Every sound produced by a human—or a musical instrument, an animal, or a machine—has an aural fingerprint that you can measure by charting its frequency responses in units of sound called “hertz.” We can hear sounds ranging from twenty hertz at the low end to twenty thousand hertz at the upper end. Anything at about three hundred hertz or lower sounds to us like a low bass note or, as they go lower, not like notes at all, but rather like rumbles of thunder.
It’s important to understand that most naturally produced sounds are not pure emissions of one note at one frequency. The quality of a sound—the difference between your mother-in-law’s voice, for example, and a chain saw—is determined by the overtones and undertones that the sound produces. A sound gets its quality from the number of over- and undertones, as well as the intensity of them.
Very broadly speaking, we like sounds that are rich in overtones and (especially) undertones. The “thinner” a sound is, the more likely we are to find it irritating. There’s a wide individual variation in the kinds of sounds we find appealing, but on the whole, for example, a thin, nasal voice is less appealing to us than a rich, resonant voice.
Here’s the amazing part: people who put out the right kind of sounds—below the range of conscious human hearing—become the leaders of most groups.
So what are these low-frequency sounds we all emit and of which we’re not usually aware? Sociologist Stanford Gregory of Kent State University decided to study them a bit more closely. What he found was extraordinary.
Working with colleague Stephen Webster, Gregory studied interviews on the Larry King Live show.
His research built on the work of a member of the French Resistance who used a machine called a vocorder to analyze voices. That Frenchman, Pierre deLontrey, became familiar with the vocorder during World War II and continued to work with it as a professor at the University of Colorado after the war.
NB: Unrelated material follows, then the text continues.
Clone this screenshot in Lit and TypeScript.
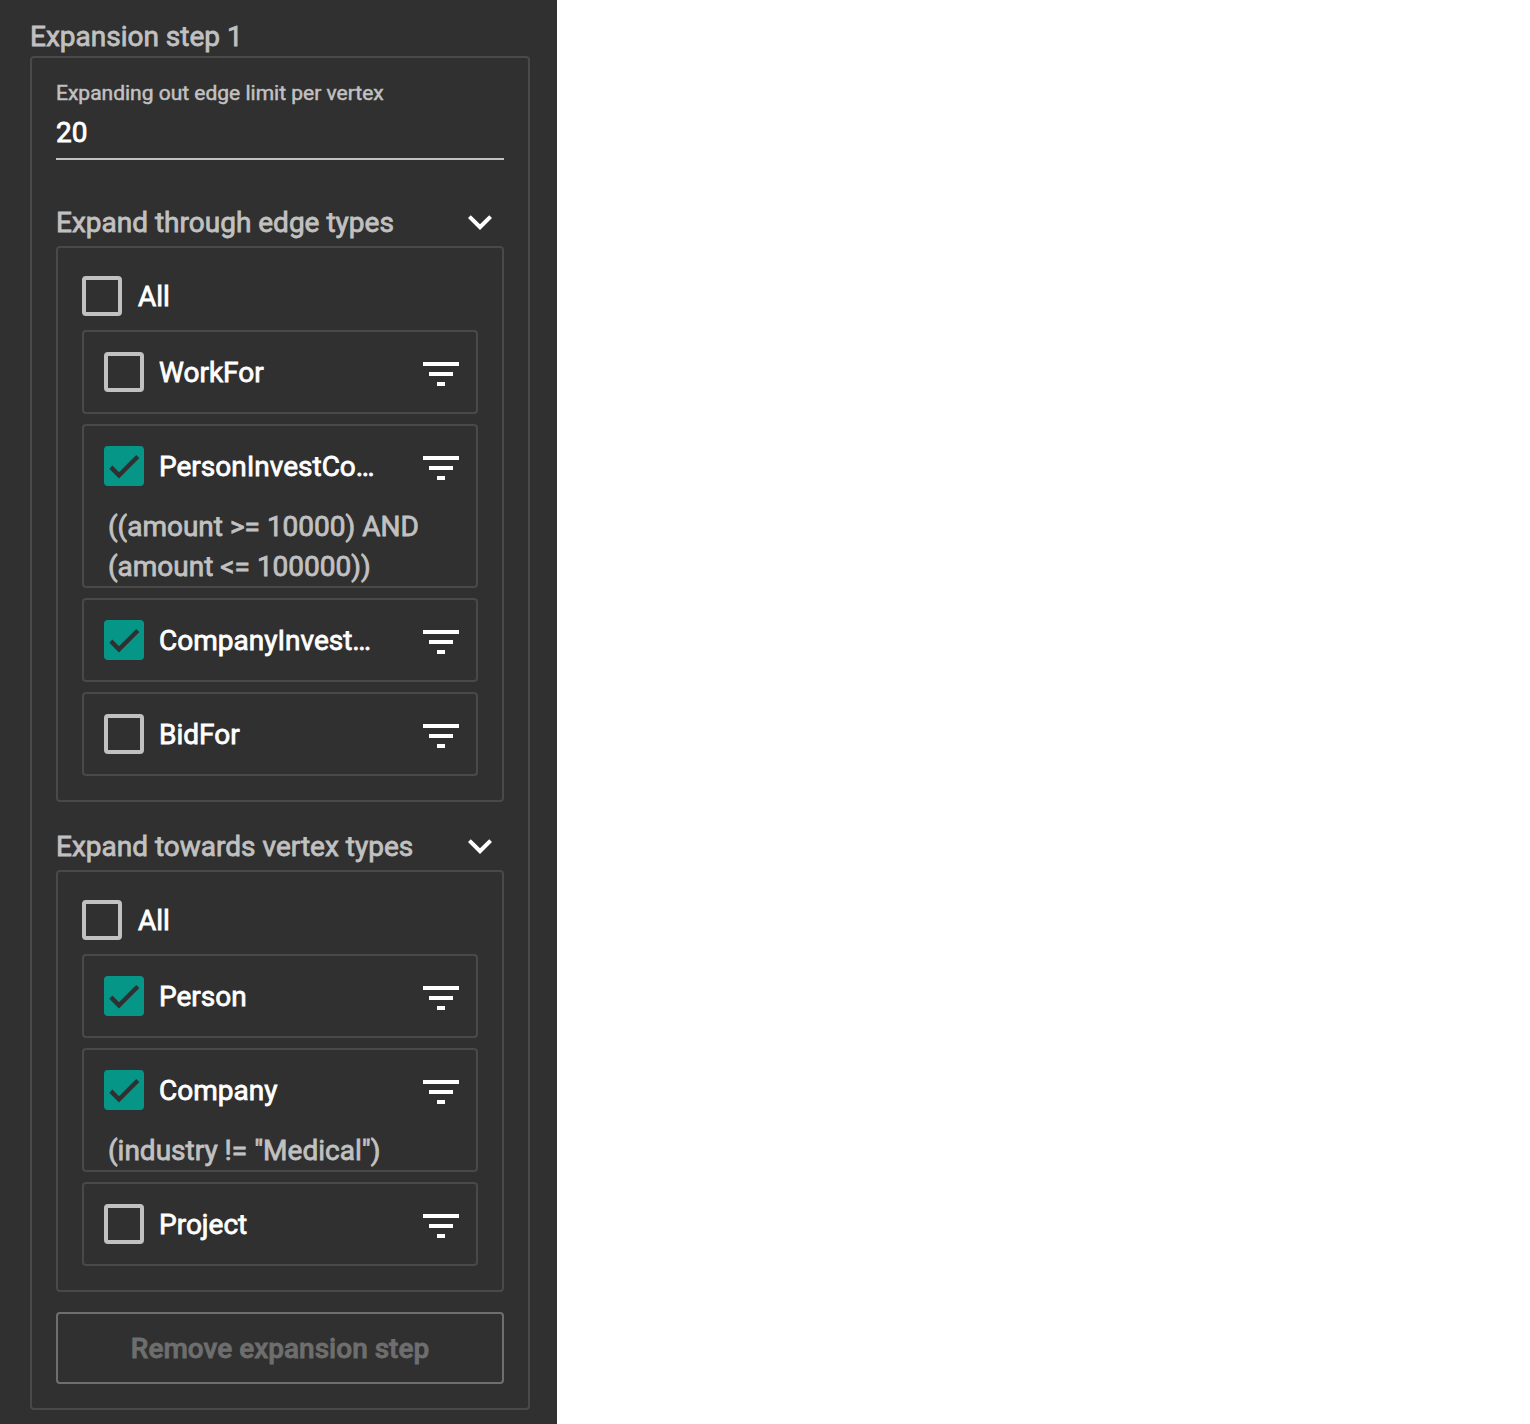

The French Resistance had used the vocorder as a coding device. Invented by Bell Labs, it filtered out certain frequencies of the voice. The coders took the frequencies between 100 and 350 hertz in a human voice recording and filtered them out. Then, they took another a frequency in a higher register and mixed them up in accordance with a code. Then, of course, when the Germans or Japanese received it, it just sounded like random sounds. The code was extremely hard to break because you had to know what frequencies had been removed and scrambled and put them back in the original order.
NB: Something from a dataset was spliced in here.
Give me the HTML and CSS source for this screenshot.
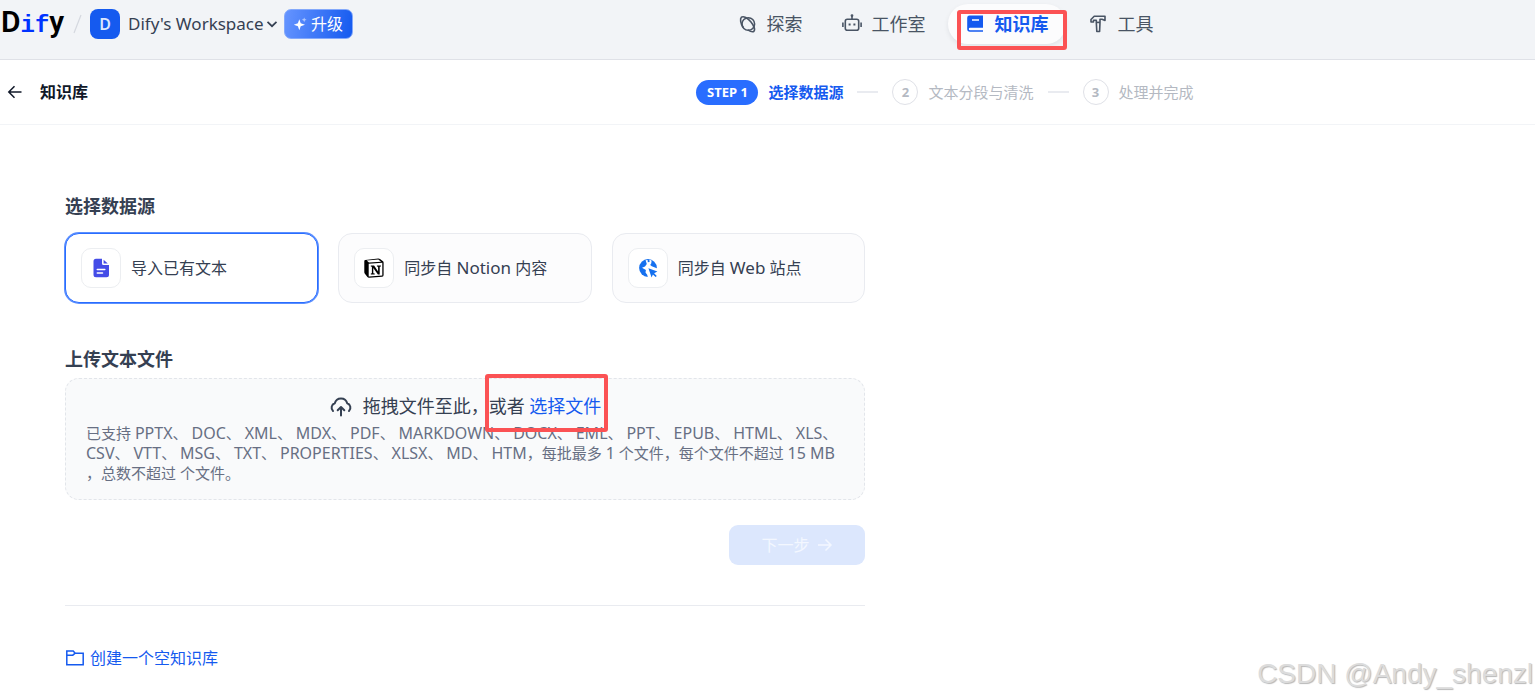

After the war, deLontrey used the vocorder to analyze conversation. When Gregory met deLontrey, the Frenchman was experimenting with various ways of dissecting the voice in conversation. The vocorder enabled them to take apart a conversation, or take apart human speech, into its constituent frequencies.
Using this device, Gregory and his colleague Webster found that in conversations and meetings, people rapidly match each other’s low-frequency sounds. Why? In order to have a productive conversation or meeting, we need to literally be on the same wavelength. As Gregory says, “Without the low-frequency sound, it makes it harder for two people to complete a task. Our research showed that when the lower frequency is eliminated in people’s interactions, they’re not as able to complete a task in as timely a manner or in as accurate a manner, even though they can hear it very crisply.” Gregory and Webster found that humans need the lower-frequency sounds to add some very important emotional aspects to their communications.
That, by the way, is why phone conversations are so much less satisfying that in-person conversations. Of course, the lack of body language input is important too, but phone technology does a poor job of transmitting lower frequencies, so the result is that a phone voice is emotionally unsatisfying.
But the power of the low-frequency end of the voice goes even further than that. When Stanford and his colleague dug into the Larry King interviews, they found that lower-status people match the low-frequency sounds of the higher-status people in the room.
You might expect that everyone would meet in the middle, but that was not the case. When Larry King was interviewing someone of very high status, he matched the high-status individual’s tones. When the interviewee was low status, he or she would match Larry King. The quickest to match Larry was Dan Quayle, the former vice president of the United States.
The conclusion? We not only want to be on the same wavelength, but we want to know who’s in charge. So the process of picking a leader has more to do with having the right kind of voice than it does having the right ideas or the right physique.
Speakers, voice geeks, and leaders take note. You can work on your voice, and produce a leadership-quality sound. Or you can leave it to chance. Now, at least, you’ll know why you will succeed or fail.